If you are an employer looking to hire a foreign worker, you may need a Labour Market Impact Assessment.
The purpose of a Labour Market Impact Assessment (LMIA) is to make sure that the hiring of a foreign worker will have a positive or neutral effect on the Canadian labor force.
The Temporary Foreign Worker Program (TFWP) is a way the Canadian government supplements its workforce when there are not enough qualified workers in Canada to do a job. If you are an employer and are looking to hire a foreign worker, you may need to submit an LMIA. The application will be reviewed by Employment and Social Development Canada (ESDC), and officials will need to determine that no qualified Canadians are being overlooked in favor of the foreign worker. The employer will need to show that they have attempted to find qualified Canadians to fill the position before they try to hire from abroad. In addition, they must provide salaries and benefits that meet provincial and federal standards. Each request for an LMIA will cost $1,000 CAD per position.
It is important to note that as an employer, you must advertise the job vacancy for at least four weeks before applying for an LMIA. The employer must prove that they have used at least two other recruitment methods on top of posting an advertisement on the Canada Job Bank. Furthermore, employers should focus on advertising to underrepresented groups, such as First Nations and people with disabilities. English and French are the only languages that can be publicized as job requirements unless the employer can prove another language is required.
The LMIA process depends on whether the foreign worker is classified as “high-wage” or “low-wage”. If the employee is being paid under the provincial/territorial median wage they are considered a low wage, and if they are being paid at or above the median, they are considered high wage.

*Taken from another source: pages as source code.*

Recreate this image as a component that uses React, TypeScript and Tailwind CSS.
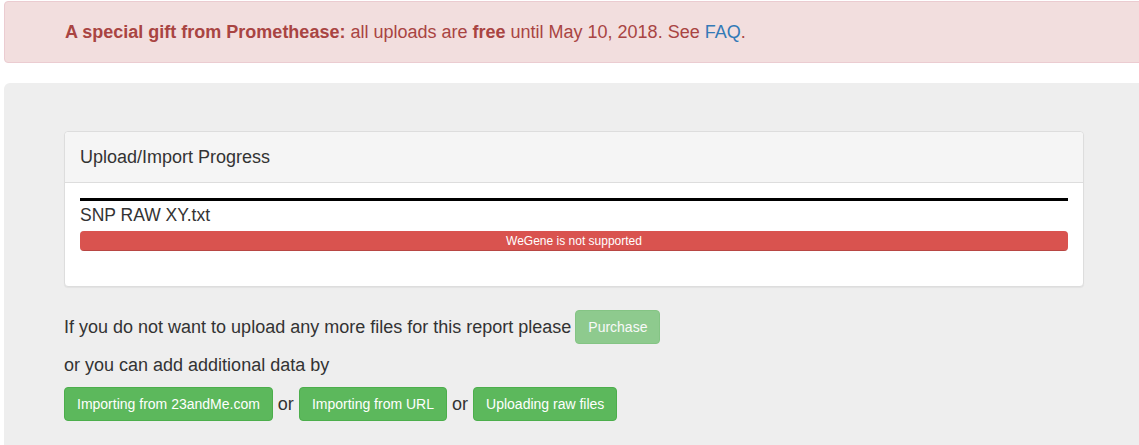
const FONT = { fontFamily: '"Liberation Sans", Arial, sans-serif' };

function GreenButton({ label, disabled }: { label: string; disabled?: boolean }) {
  return (
    <button
      className={
        "h-[34px] shrink-0 rounded-[4px] border border-[#4cae4c] bg-[#5cb85c] px-[12px] text-[14px] leading-[20px] text-white" +
        (disabled ? " opacity-65" : "")
      }
    >
      {label}
    </button>
  );
}

export default function App() {
  return (
    <div className="h-[445px] w-[1139px] overflow-hidden bg-white text-[18px] text-[#333]" style={FONT}>
      {/* Promo alert */}
      <div className="ml-[4px] mt-[1px] flex h-[62px] w-[1150px] items-center rounded-[4px] border border-[#ebccd1] bg-[#f2dede] pl-[60px] text-[#a94442]">
        <span>
          <b>A special gift from Promethease:</b> all uploads are <b>free</b> until May 10, 2018. See{" "}
          <a className="text-[#337ab7]">FAQ</a>.
        </span>
      </div>

      {/* Jumbotron */}
      <div className="ml-[4px] mt-[20px] h-[400px] w-[1150px] rounded-[6px] bg-[#eeeeee] pl-[60px] pt-[48px]">
        {/* Panel */}
        <div className="w-[1020px] rounded-[4px] border border-[#dddddd] bg-white shadow-[0_1px_1px_rgba(0,0,0,0.05)]">
          <div className="flex h-[51px] items-center rounded-t-[4px] border-b border-[#dddddd] bg-[#f5f5f5] px-[15px] text-[18px]">
            Upload/Import Progress
          </div>
          <div className="px-[15px] pb-[35px] pt-[15px]">
            <div className="h-[3px] bg-black" />
            <div className="mb-[4px] pt-[2px] text-[17.5px] leading-[24px]">SNP RAW XY.txt</div>
            <div className="h-[20px] overflow-hidden rounded-[4px] bg-[#f5f5f5] shadow-[inset_0_1px_2px_rgba(0,0,0,0.1)]">
              <div className="flex h-full w-full items-center justify-center bg-[#d9534f] text-[12px] leading-[20px] text-white shadow-[inset_0_-1px_0_rgba(0,0,0,0.15)]">
                WeGene is not supported
              </div>
            </div>
          </div>
        </div>

        {/* Next steps */}
        <div className="mt-[23px] flex h-[34px] items-center gap-[4px]">
          <span>If you do not want to upload any more files for this report please</span>
          <GreenButton label="Purchase" disabled />
        </div>
        <div className="mt-[7px] pt-[2px] leading-[24px]">or you can add additional data by</div>
        <div className="mt-[10px] flex h-[34px] items-center gap-[5px]">
          <GreenButton label="Importing from 23andMe.com" />
          <span>or</span>
          <GreenButton label="Importing from URL" />
          <span>or</span>
          <GreenButton label="Uploading raw files" />
        </div>
      </div>
    </div>
  );
}
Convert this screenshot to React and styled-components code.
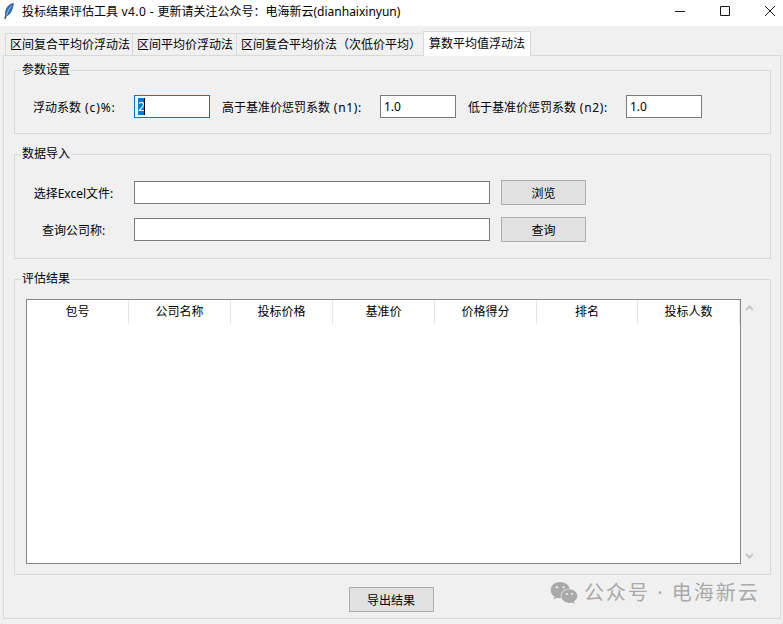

If you are hiring a high-wage worker
If you are looking to hire a high-wage worker, you must submit transition plans along with the LMIA. A transition plan is a plan that ensures you are taking the steps as an employer to reduce your reliance on foreign workers over time.
Transition plans are intended to ensure that employers seeking foreign workers are fulfilling the purpose of the program, meaning they are using the program as a last and limited resort to respond to immediate labour needs on a temporary basis when Canadians are not available to do the job. This ensures that qualified Canadians are given priority for available jobs.
Examples of ways in which an employer can prove this is by showing proof of investment in skills training, proof of assisting the foreign worker in becoming a permanent resident or hiring Canadian apprentices.
If you are hiring a low-wage worker
If you are looking to hire a low-wage worker, you do not need to submit transition plans along with the LMIA.
Instead, the Government of Canada has put a cap on the number of low-wage temporary foreign workers that a business can employ in order to restrict access to the TFWP. Therefore, employers with 10 or more employees applying for a new LMIA are subject to a cap of 20 percent of the proportion of their workforce that consist of low-wage temporary foreign workers.
If you are an employer offering a wage that is below the provincial/territorial median, you must:
- Pay for round-trip transportation for the temporary foreign worker;
- Ensure affordable housing is available;
- Pay for private health insurance until workers are eligible for provincial health coverage;
- Register the temporary foreign worker with the provincial/territorial workplace safety board; and
- Provide an employer-employee contract.
Global Talent Stream
The Global Talent Stream is part of the TFWP and is designed to help Canadian employers fast-track the hiring of foreign tech talent. The processing time of a Global Talent Stream application has a service standard of 10 business days from the day after the application is received by ESDC, and the work permit can be processed in two weeks by Immigration, Refugees, and Citizenship Canada (IRCC). This service standard is expected to be met 80% of the time.
There are two categories under the Global Talent Stream. Category A includes high-growth companies that demonstrate a need to hire unique specialized talent from abroad. Employers in this category must be referred to the Global Talent Stream by a designated referral partner. Category B is for employers looking to hire unique talent for occupations found on the Global Talent Occupations List, which consists of occupations that are determined to be in demand and which there is a deficient domestic labor supply.
Employers in both categories must meet the payment requirements for skilled workers, meaning they must pay the employee the prevailing wage or higher. The prevailing wage is the highest figure of either:
The median wage for the occupation on the Government of Canada’s Job Bank
The wage within the range an employer pays current employees in the same position at the same location, with the same skills and experience.
The minimum wage floor as defined in the Global Talent Occupations List (if applicable).
The facilitated LMIA process in Quebec helps employers address labor shortages by allowing Quebec employers to hire foreign workers more quickly. Under the facilitated process, occupations are listed in which labor shortages are proven, so Quebec employers are not required to advertise the position for which they are hiring foreign workers or provide evidence of recruitment efforts.
The employer is required to prove the following:
That the foreign worker meets the educational and experience requirements of the job and the requirements of the National Occupational Classification;
That the hourly wage offered to temporary foreign workers is consistent with the wage rate paid to Canadians and permanent residents, working in the same occupation and geographic area.
A transition plan is required for all high-wage LMIA applications. However, under the facilitated process in Quebec, a transition plan is only required for the second or subsequent application for an LMIA in the same occupation and location.